» **Goal of the exercise**
Write the data out again exactly, dropping any images it holds.
>> BEGIN Source material
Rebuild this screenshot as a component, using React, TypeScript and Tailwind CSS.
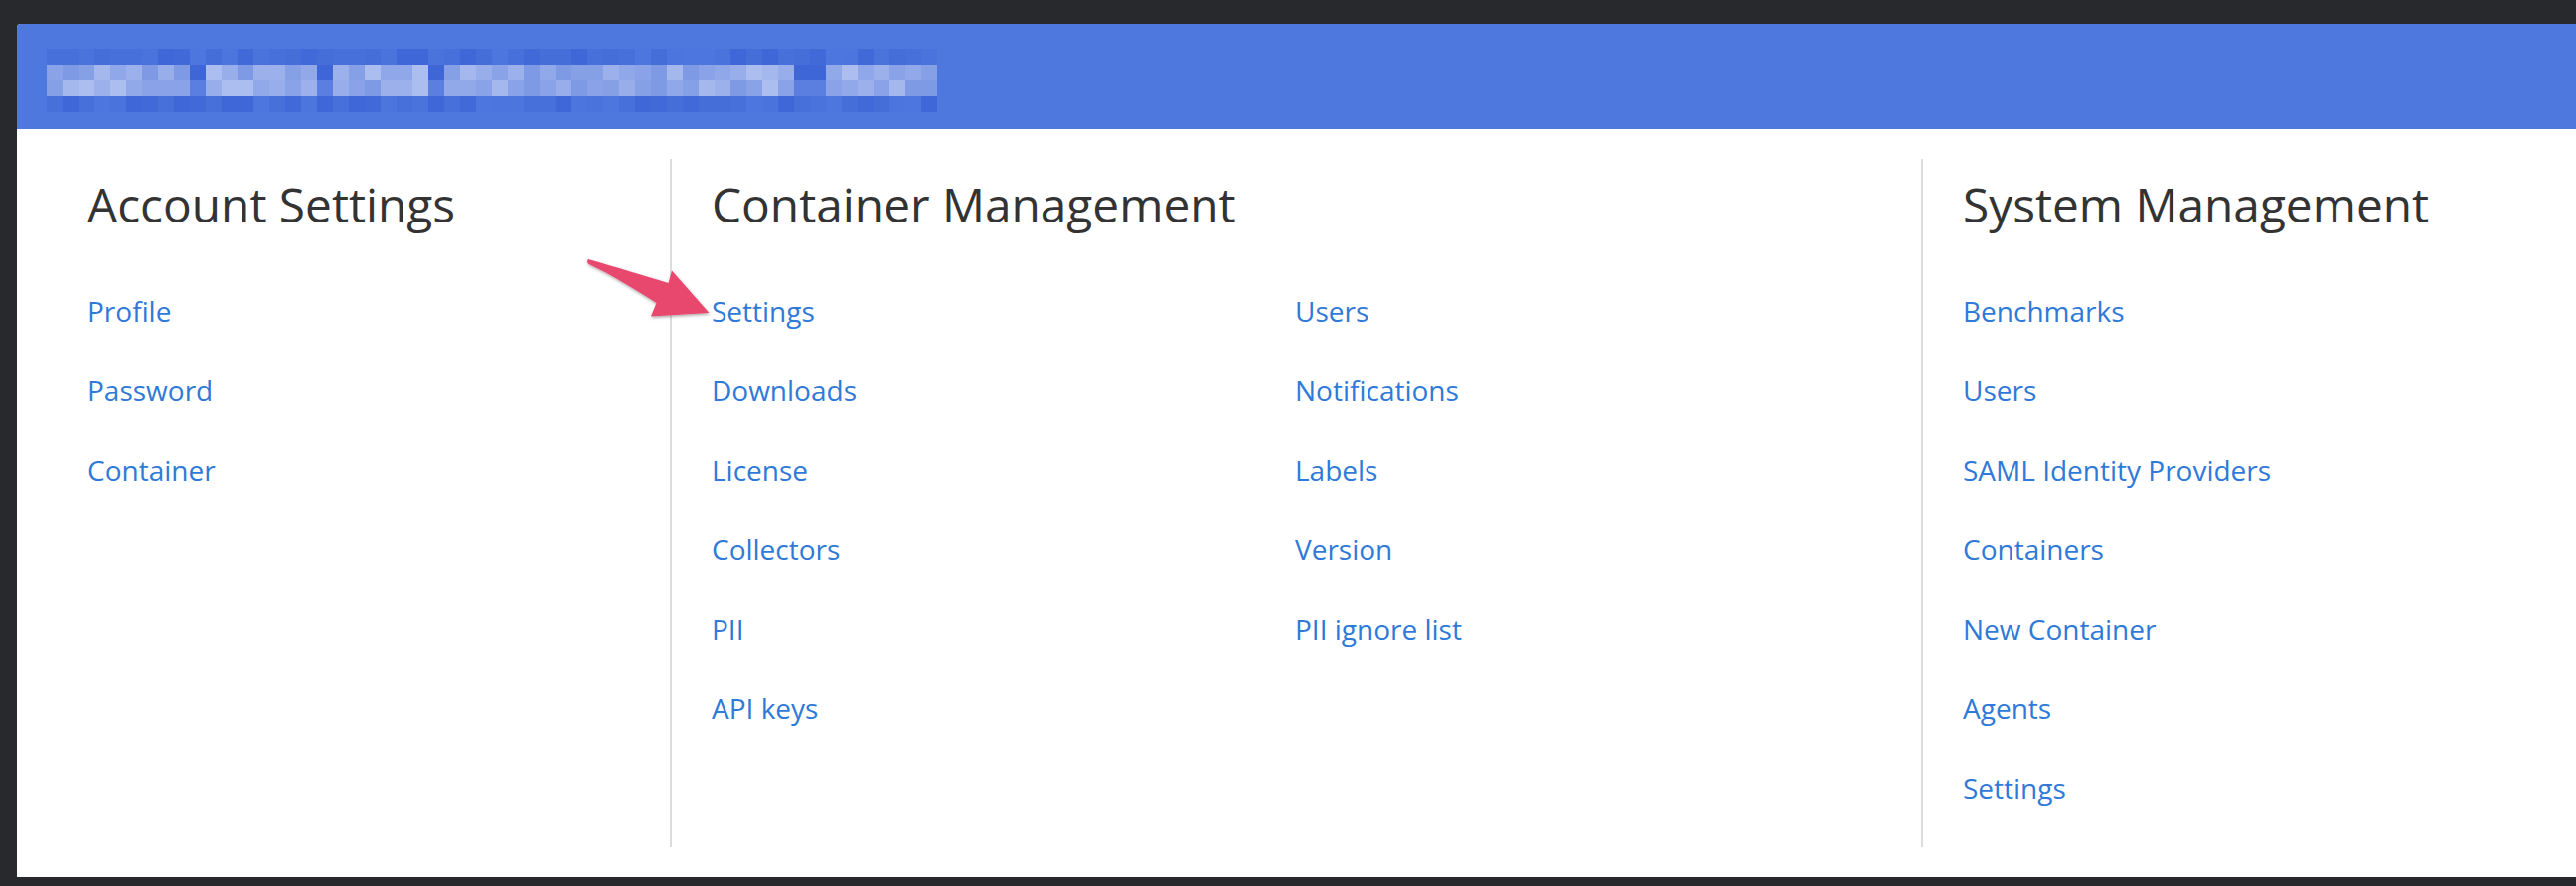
import React from "react";

const FONT = { fontFamily: '"Open Sans", "Noto Sans", sans-serif' };

function Mosaic() {
  const cols = 56;
  const gaps = new Set([9, 17, 24, 47, 48]);
  const light = ["#8aa3e8", "#91a9e9", "#9cb1ec", "#7f9ae4", "#98aeeb", "#a5b8ee", "#86a0e6", "#acbdf0", "#90a8ea"];
  const dark = ["#4a73dc", "#456ed9", "#4d76de", "#4870db", "#4269d8", "#4c75dd", "#4067d7"];
  let seed = 7;
  const rnd = () => {
    seed = (seed * 9301 + 49297) % 233280;
    return seed / 233280;
  };
  const rects: React.ReactElement[] = [];
  for (let r = 0; r < 4; r++) {
    for (let c = 0; c < cols; c++) {
      let fill: string;
      if (r === 0 || r === 3) {
        fill = dark[Math.floor(rnd() * dark.length)];
      } else if (gaps.has(c)) {
        fill = r === 1 ? "#3f66d6" : "#5a7fe0";
      } else {
        fill = light[Math.floor(rnd() * light.length)];
      }
      rects.push(<rect key={`${r}-${c}`} x={c * 16} y={r * 16} width={16.5} height={16.5} fill={fill} />);
    }
  }
  return (
    <svg width={896} height={64} viewBox="0 0 896 64" className="block">
      {rects}
    </svg>
  );
}

function Arrow() {
  return (
    <svg
      className="absolute left-[580px] top-[250px] pointer-events-none"
      width={150}
      height={80}
      viewBox="0 0 150 80"
    >
      <defs>
        <filter id="sh" x="-20%" y="-20%" width="140%" height="140%">
          <feDropShadow dx="0.5" dy="1.5" stdDeviation="1.5" floodColor="#000" floodOpacity="0.35" />
        </filter>
      </defs>
      <path
        d="M 12 11 C 40 19, 70 28, 92.5 35 L 96 22.5 L 133.5 65 L 75 68.5 L 80.5 55 C 60 42, 36 27, 14.5 17 Q 9 14.5 12 11 Z"
        fill="#e8476e"
        filter="url(#sh)"
      />
    </svg>
  );
}

function Link({ children }: { children: React.ReactNode }) {
  return (
    <a href="#" className="block text-[28px] leading-[40px] text-[#2f7ad8] whitespace-nowrap">
      {children}
    </a>
  );
}

function Heading({ children }: { children: React.ReactNode }) {
  return <h2 className="text-[47.8px] leading-[56px] text-[#333333] font-normal whitespace-nowrap">{children}</h2>;
}

function LinkList({ items }: { items: string[] }) {
  return (
    <div className="flex flex-col gap-[40.1px]">
      {items.map((t) => (
        <Link key={t}>{t}</Link>
      ))}
    </div>
  );
}

export default function App() {
  return (
    <div className="relative w-[2592px] h-[892px] bg-[#28292d] pt-[24px] pl-[17px] overflow-hidden" style={FONT}>
      <div className="w-[2620px] h-[859px] bg-white rounded-tl-[4px] overflow-hidden flex flex-col">
        <div className="h-[106px] bg-[#4f78de] pl-[30px] pt-[25px] shrink-0">
          <Mosaic />
        </div>
        <div className="flex pt-[30px]">
          <div className="w-[657px] h-[693px] pl-[71px] pt-[18px] shrink-0">
            <Heading>Account Settings</Heading>
            <div className="mt-[58.5px]">
              <LinkList items={["Profile", "Password", "Container"]} />
            </div>
          </div>
          <div className="w-[1259px] h-[693px] border-l-2 border-[#dcdcdc] pl-[40px] pt-[18px] shrink-0">
            <Heading>Container Management</Heading>
            <div className="mt-[58.5px] grid grid-cols-[587px_587px]">
              <LinkList items={["Settings", "Downloads", "License", "Collectors", "PII", "API keys"]} />
              <LinkList items={["Users", "Notifications", "Labels", "Version", "PII ignore list"]} />
            </div>
          </div>
          <div className="w-[680px] h-[693px] border-l-2 border-[#dcdcdc] pl-[40px] pt-[18px] shrink-0">
            <Heading>System Management</Heading>
            <div className="mt-[58.5px]">
              <LinkList
                items={["Benchmarks", "Users", "SAML Identity Providers", "Containers", "New Container", "Agents", "Settings"]}
              />
            </div>
          </div>
        </div>
      </div>
      <Arrow />
    </div>
  );
}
>> END Source material
» **Result below**
Rebuild this screenshot as a component, using React, TypeScript and Tailwind CSS.
import React from "react";

const FONT = { fontFamily: '"Open Sans", "Noto Sans", sans-serif' };

function Mosaic() {
  const cols = 56;
  const gaps = new Set([9, 17, 24, 47, 48]);
  const light = ["#8aa3e8", "#91a9e9", "#9cb1ec", "#7f9ae4", "#98aeeb", "#a5b8ee", "#86a0e6", "#acbdf0", "#90a8ea"];
  const dark = ["#4a73dc", "#456ed9", "#4d76de", "#4870db", "#4269d8", "#4c75dd", "#4067d7"];
  let seed = 7;
  const rnd = () => {
    seed = (seed * 9301 + 49297) % 233280;
    return seed / 233280;
  };
  const rects: React.ReactElement[] = [];
  for (let r = 0; r < 4; r++) {
    for (let c = 0; c < cols; c++) {
      let fill: string;
      if (r === 0 || r === 3) {
        fill = dark[Math.floor(rnd() * dark.length)];
      } else if (gaps.has(c)) {
        fill = r === 1 ? "#3f66d6" : "#5a7fe0";
      } else {
        fill = light[Math.floor(rnd() * light.length)];
      }
      rects.push(<rect key={`${r}-${c}`} x={c * 16} y={r * 16} width={16.5} height={16.5} fill={fill} />);
    }
  }
  return (
    <svg width={896} height={64} viewBox="0 0 896 64" className="block">
      {rects}
    </svg>
  );
}

function Arrow() {
  return (
    <svg
      className="absolute left-[580px] top-[250px] pointer-events-none"
      width={150}
      height={80}
      viewBox="0 0 150 80"
    >
      <defs>
        <filter id="sh" x="-20%" y="-20%" width="140%" height="140%">
          <feDropShadow dx="0.5" dy="1.5" stdDeviation="1.5" floodColor="#000" floodOpacity="0.35" />
        </filter>
      </defs>
      <path
        d="M 12 11 C 40 19, 70 28, 92.5 35 L 96 22.5 L 133.5 65 L 75 68.5 L 80.5 55 C 60 42, 36 27, 14.5 17 Q 9 14.5 12 11 Z"
        fill="#e8476e"
        filter="url(#sh)"
      />
    </svg>
  );
}

function Link({ children }: { children: React.ReactNode }) {
  return (
    <a href="#" className="block text-[28px] leading-[40px] text-[#2f7ad8] whitespace-nowrap">
      {children}
    </a>
  );
}

function Heading({ children }: { children: React.ReactNode }) {
  return <h2 className="text-[47.8px] leading-[56px] text-[#333333] font-normal whitespace-nowrap">{children}</h2>;
}

function LinkList({ items }: { items: string[] }) {
  return (
    <div className="flex flex-col gap-[40.1px]">
      {items.map((t) => (
        <Link key={t}>{t}</Link>
      ))}
    </div>
  );
}

export default function App() {
  return (
    <div className="relative w-[2592px] h-[892px] bg-[#28292d] pt-[24px] pl-[17px] overflow-hidden" style={FONT}>
      <div className="w-[2620px] h-[859px] bg-white rounded-tl-[4px] overflow-hidden flex flex-col">
        <div className="h-[106px] bg-[#4f78de] pl-[30px] pt-[25px] shrink-0">
          <Mosaic />
        </div>
        <div className="flex pt-[30px]">
          <div className="w-[657px] h-[693px] pl-[71px] pt-[18px] shrink-0">
            <Heading>Account Settings</Heading>
            <div className="mt-[58.5px]">
              <LinkList items={["Profile", "Password", "Container"]} />
            </div>
          </div>
          <div className="w-[1259px] h-[693px] border-l-2 border-[#dcdcdc] pl-[40px] pt-[18px] shrink-0">
            <Heading>Container Management</Heading>
            <div className="mt-[58.5px] grid grid-cols-[587px_587px]">
              <LinkList items={["Settings", "Downloads", "License", "Collectors", "PII", "API keys"]} />
              <LinkList items={["Users", "Notifications", "Labels", "Version", "PII ignore list"]} />
            </div>
          </div>
          <div className="w-[680px] h-[693px] border-l-2 border-[#dcdcdc] pl-[40px] pt-[18px] shrink-0">
            <Heading>System Management</Heading>
            <div className="mt-[58.5px]">
              <LinkList
                items={["Benchmarks", "Users", "SAML Identity Providers", "Containers", "New Container", "Agents", "Settings"]}
              />
            </div>
          </div>
        </div>
      </div>
      <Arrow />
    </div>
  );
}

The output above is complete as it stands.